Problem to solve = What lines of the data include the string "React"? Copy them all.

Supplied information =
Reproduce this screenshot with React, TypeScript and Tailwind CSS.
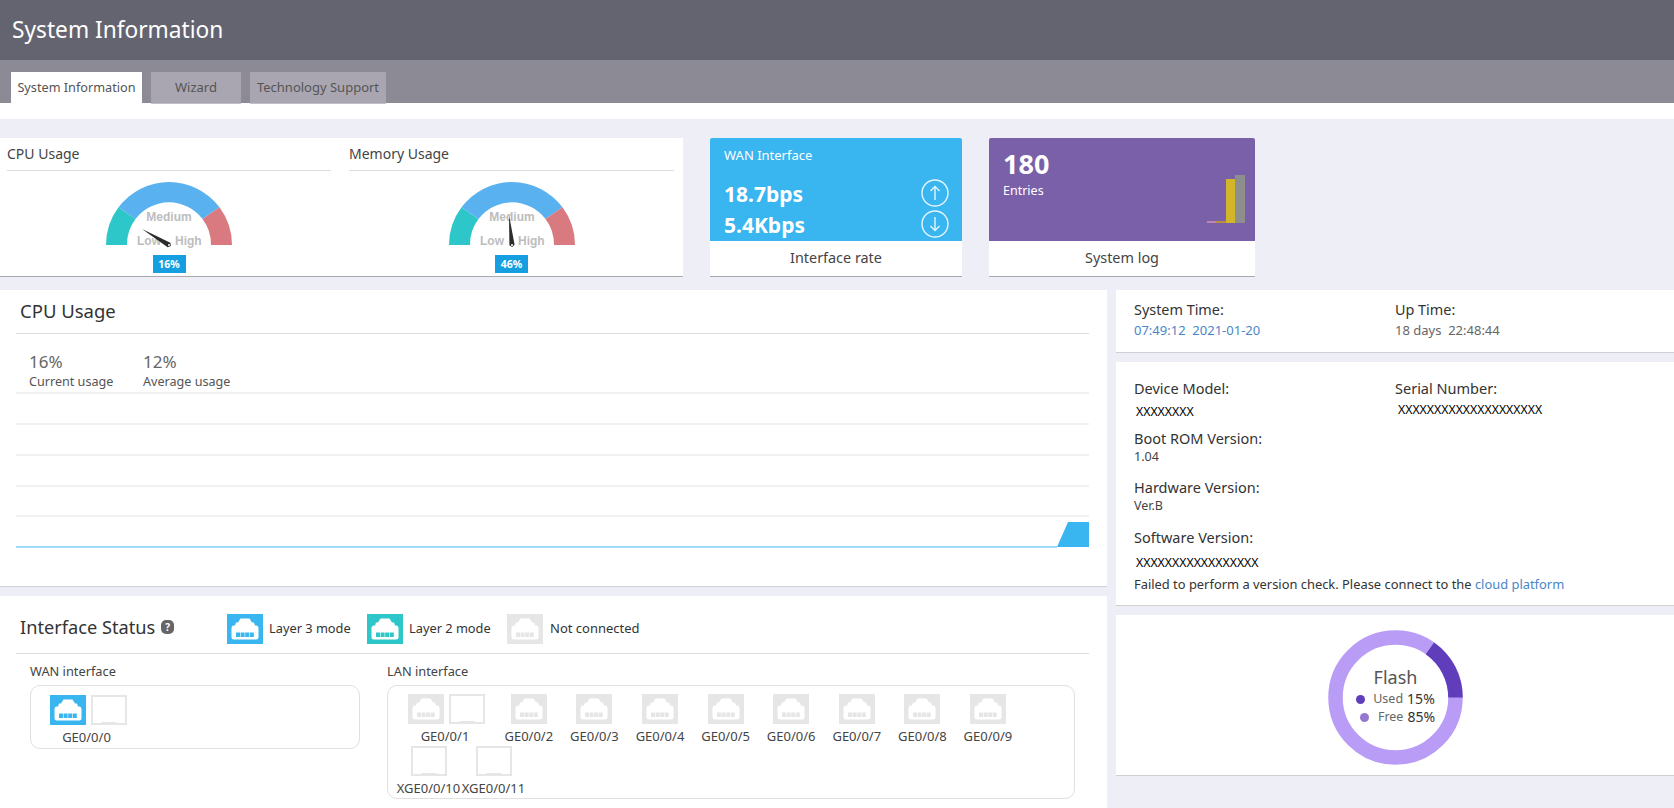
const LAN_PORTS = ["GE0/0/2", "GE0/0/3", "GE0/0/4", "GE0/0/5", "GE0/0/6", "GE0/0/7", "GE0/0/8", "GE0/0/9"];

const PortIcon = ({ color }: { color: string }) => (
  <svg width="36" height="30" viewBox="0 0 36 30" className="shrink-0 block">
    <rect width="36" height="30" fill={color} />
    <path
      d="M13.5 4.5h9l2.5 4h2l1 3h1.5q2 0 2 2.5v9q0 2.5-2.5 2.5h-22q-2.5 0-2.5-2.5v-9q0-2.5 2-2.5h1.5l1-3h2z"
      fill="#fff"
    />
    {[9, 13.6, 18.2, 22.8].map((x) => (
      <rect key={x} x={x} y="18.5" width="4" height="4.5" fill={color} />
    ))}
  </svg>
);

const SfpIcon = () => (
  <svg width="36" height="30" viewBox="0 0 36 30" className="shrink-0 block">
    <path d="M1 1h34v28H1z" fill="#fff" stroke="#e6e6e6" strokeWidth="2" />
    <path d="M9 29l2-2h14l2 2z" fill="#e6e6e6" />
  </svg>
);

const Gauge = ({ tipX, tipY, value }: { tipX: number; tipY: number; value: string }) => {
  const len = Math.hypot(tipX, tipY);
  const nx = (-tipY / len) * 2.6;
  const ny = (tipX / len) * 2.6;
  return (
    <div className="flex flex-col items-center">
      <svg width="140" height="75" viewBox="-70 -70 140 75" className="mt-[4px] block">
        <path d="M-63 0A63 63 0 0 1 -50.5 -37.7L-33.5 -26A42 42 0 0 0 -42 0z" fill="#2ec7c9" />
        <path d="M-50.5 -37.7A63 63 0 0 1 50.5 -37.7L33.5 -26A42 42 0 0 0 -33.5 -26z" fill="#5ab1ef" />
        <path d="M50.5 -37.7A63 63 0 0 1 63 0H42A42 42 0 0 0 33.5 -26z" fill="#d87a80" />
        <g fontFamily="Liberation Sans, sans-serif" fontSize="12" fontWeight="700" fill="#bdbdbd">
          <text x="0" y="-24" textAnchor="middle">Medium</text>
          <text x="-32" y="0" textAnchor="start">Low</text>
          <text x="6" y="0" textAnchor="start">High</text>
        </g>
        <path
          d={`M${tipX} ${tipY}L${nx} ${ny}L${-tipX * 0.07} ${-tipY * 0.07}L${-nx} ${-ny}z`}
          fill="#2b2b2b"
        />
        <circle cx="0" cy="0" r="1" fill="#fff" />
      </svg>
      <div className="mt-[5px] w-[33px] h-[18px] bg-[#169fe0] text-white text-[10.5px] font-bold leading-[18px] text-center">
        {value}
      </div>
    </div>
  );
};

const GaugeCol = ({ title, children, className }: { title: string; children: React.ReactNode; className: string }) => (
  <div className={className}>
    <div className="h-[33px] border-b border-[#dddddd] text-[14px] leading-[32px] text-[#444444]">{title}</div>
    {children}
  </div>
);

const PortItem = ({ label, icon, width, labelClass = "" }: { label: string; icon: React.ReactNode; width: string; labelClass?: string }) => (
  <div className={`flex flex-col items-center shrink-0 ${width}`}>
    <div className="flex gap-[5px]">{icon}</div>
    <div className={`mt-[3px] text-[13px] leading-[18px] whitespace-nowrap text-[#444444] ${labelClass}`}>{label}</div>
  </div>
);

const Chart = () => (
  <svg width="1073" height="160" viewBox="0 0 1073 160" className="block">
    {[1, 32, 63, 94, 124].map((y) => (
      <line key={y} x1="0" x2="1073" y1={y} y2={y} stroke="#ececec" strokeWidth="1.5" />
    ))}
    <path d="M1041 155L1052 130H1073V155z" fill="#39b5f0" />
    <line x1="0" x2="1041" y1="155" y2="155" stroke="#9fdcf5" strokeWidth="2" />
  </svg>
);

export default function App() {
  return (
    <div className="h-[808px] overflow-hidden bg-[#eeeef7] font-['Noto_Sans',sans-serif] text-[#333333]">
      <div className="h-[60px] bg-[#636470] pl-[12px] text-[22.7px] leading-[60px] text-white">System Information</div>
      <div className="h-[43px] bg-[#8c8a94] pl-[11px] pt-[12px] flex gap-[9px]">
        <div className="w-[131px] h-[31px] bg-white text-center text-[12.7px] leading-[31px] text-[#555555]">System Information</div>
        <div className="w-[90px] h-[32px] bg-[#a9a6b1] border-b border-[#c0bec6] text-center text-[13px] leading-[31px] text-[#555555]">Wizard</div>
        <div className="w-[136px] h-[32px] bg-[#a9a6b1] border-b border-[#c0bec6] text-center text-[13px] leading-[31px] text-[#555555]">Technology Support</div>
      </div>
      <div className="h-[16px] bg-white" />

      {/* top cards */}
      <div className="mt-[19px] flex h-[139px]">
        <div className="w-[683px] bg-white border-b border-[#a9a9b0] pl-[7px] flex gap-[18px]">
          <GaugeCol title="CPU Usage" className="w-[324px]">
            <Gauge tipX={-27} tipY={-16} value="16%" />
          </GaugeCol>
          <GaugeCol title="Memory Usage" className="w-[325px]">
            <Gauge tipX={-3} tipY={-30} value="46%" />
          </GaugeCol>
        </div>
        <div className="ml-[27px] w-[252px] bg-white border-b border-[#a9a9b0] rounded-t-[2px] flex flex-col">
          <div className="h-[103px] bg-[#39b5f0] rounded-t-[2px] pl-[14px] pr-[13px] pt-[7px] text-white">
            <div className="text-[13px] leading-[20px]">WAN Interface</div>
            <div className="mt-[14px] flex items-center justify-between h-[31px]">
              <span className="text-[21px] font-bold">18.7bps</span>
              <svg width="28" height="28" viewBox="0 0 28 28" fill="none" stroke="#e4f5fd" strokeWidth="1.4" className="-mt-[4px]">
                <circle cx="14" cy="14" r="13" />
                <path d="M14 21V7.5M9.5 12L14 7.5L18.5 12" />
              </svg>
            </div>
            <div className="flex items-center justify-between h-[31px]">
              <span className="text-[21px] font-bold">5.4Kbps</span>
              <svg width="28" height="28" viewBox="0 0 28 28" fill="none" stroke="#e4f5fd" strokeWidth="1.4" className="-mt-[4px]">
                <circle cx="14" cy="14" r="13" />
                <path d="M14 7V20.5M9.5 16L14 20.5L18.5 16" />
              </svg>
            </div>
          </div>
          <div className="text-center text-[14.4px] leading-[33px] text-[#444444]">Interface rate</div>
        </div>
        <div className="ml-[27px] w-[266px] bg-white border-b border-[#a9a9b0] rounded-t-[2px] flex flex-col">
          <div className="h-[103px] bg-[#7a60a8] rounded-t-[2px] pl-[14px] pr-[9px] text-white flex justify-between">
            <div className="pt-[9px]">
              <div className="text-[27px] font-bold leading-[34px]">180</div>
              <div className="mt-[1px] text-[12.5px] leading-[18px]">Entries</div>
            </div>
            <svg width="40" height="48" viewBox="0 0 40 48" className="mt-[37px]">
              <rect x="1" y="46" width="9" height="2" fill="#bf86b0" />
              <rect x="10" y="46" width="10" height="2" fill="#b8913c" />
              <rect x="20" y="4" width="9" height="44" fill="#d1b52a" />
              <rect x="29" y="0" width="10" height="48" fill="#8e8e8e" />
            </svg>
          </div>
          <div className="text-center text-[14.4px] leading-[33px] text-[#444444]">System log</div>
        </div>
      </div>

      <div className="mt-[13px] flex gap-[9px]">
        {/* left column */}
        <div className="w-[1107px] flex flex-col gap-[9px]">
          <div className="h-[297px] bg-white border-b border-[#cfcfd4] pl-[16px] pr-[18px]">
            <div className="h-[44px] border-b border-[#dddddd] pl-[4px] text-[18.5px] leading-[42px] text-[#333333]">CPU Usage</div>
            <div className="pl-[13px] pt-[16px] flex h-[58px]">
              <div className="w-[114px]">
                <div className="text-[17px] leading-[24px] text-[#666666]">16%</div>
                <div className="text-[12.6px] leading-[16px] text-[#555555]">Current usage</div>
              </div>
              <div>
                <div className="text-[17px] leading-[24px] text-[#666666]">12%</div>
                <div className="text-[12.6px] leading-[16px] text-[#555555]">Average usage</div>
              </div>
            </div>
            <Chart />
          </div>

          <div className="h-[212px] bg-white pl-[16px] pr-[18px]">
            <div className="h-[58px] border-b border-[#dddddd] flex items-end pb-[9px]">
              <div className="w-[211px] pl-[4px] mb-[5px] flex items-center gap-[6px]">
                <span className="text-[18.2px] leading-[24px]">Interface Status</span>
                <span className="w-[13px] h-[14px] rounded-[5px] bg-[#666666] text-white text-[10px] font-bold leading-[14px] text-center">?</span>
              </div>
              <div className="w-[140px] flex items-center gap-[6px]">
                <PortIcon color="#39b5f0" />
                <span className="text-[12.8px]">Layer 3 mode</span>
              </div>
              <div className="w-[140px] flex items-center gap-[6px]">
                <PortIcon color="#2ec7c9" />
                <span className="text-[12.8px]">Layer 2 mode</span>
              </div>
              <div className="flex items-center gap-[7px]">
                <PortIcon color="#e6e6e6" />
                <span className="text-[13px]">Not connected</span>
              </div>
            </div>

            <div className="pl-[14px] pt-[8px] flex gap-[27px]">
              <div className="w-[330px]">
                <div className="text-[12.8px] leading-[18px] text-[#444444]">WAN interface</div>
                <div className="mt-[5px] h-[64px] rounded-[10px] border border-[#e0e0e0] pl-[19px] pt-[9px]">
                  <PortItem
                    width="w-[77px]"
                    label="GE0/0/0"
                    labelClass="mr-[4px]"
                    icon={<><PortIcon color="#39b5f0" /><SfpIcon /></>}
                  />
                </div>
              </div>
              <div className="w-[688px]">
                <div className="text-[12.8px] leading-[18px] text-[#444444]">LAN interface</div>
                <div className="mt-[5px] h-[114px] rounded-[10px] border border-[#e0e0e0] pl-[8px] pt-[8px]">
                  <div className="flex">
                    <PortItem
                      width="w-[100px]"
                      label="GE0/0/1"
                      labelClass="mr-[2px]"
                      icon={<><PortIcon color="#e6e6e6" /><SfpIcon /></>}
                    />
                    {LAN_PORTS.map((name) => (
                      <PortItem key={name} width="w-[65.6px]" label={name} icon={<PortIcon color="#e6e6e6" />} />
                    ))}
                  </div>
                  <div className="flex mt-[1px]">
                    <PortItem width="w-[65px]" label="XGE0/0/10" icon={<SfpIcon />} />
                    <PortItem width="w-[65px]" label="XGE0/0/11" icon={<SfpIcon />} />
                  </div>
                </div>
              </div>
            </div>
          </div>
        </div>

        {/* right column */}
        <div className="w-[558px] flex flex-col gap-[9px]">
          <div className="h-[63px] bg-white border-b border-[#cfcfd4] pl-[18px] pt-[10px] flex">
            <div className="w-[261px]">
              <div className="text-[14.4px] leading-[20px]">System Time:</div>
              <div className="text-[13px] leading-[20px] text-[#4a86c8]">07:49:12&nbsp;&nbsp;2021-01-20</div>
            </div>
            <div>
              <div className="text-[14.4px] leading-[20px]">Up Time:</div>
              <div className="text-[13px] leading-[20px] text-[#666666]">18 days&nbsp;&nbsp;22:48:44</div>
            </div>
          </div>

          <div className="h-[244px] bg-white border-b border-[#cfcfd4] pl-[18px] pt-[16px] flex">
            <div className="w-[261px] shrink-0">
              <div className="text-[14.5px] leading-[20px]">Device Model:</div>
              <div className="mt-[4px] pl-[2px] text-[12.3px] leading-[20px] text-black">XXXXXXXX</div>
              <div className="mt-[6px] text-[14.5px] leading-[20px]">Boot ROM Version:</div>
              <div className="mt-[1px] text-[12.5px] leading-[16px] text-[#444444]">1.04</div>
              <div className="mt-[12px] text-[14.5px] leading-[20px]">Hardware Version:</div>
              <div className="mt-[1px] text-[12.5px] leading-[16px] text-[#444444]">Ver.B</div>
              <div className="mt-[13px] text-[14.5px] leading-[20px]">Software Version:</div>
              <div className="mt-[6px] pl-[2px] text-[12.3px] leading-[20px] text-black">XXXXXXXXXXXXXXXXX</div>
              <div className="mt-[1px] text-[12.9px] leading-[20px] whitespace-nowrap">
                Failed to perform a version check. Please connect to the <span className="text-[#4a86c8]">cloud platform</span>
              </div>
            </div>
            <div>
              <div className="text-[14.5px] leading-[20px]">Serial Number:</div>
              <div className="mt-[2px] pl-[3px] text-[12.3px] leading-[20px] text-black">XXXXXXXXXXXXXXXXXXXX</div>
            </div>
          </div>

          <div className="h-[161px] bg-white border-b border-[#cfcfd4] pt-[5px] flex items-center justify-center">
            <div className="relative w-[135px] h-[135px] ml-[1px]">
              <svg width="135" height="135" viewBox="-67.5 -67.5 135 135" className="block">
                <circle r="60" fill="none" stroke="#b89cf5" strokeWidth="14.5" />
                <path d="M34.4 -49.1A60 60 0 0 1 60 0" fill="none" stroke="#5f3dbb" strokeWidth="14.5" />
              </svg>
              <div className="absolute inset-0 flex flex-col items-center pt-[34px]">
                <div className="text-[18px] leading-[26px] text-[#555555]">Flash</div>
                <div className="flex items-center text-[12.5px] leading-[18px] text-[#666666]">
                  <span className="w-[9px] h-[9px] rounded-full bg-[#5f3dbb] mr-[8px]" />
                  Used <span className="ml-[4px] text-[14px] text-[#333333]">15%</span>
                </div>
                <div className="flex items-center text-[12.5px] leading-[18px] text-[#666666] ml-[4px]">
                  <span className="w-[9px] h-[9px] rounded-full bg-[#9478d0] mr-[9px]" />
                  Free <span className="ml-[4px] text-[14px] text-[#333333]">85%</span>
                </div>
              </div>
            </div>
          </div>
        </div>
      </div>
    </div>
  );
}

Reply =
Reproduce this screenshot with React, TypeScript and Tailwind CSS.
const GaugeCol = ({ title, children, className }: { title: string; children: React.ReactNode; className: string }) => (
const PortItem = ({ label, icon, width, labelClass = "" }: { label: string; icon: React.ReactNode; width: string; labelClass?: string }) => (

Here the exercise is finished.